The headgear change is one of several key uniform changes described by Sgt. Maj. of the Army Raymond Chandler to the Army Times. Chandler is the top non-commissioned officer in the Army.
Chandler told the Times the changes were inspired by "thousands of soldiers" in post-deployment surveys, social media and discussions with troops during post visits.
The beret became standard headgear June 14, 2001, when Chief of Staff Gen. Eric Shinseki said the change was to show "our excellence as soldiers, our unity as a force and our values as an institution."
But during the past decade soldiers have complained about the beret, the Times said. It takes both hands to put on, can't be carried in a pocket and unlike the patrol cap -- which has ventilated sun protection -- the beret isn't even included on the list for deployment packing.
The Times said most troops in Chandler's surveys didn't oppose wearing the beret with the more formal service uniform, but were adamant that it not be part of the ACU.
An informal survey by the Army Times last May asked soldiers how they felt about the beret. More than 300 soldiers of all ranks said, "Dump it."

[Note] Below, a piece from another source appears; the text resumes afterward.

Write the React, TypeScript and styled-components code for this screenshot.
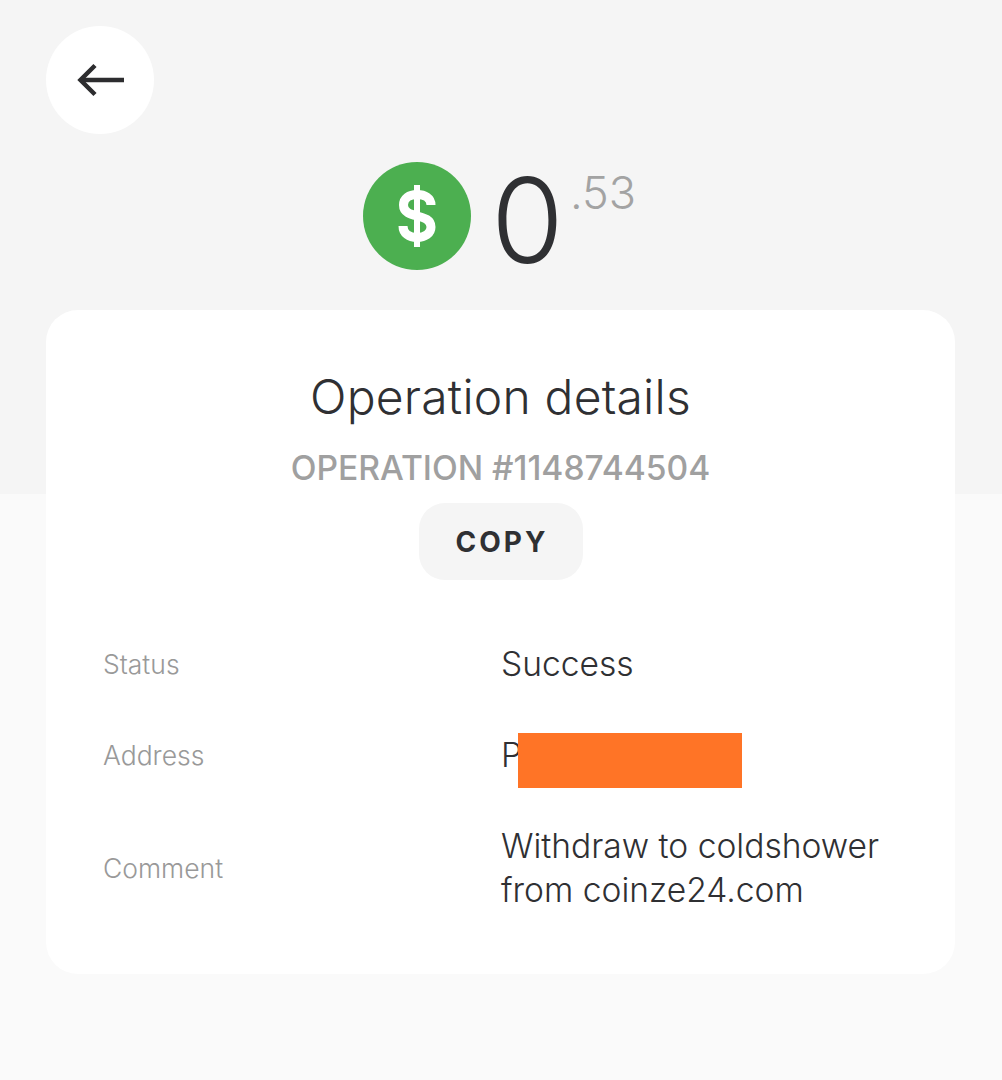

Chandler took his survey findings to Chief of Staff Gen. Martin Dempsey, and the two men gave their recommendations to Army Secretary John McHugh, who killed the ACU beret.
The Times said existing beret colors will remain, and units who have historically worn the beret -- Rangers, Special Forces and Airborne -- will wear the beret as standard headgear.
Commanders of other units also will keep the option to order the wearing of the beret with ACUs as they see fit -- for example, during a change-of-command ceremony -- Chandler told the Times.
The Army Times said it would reveal more changes in its next issue.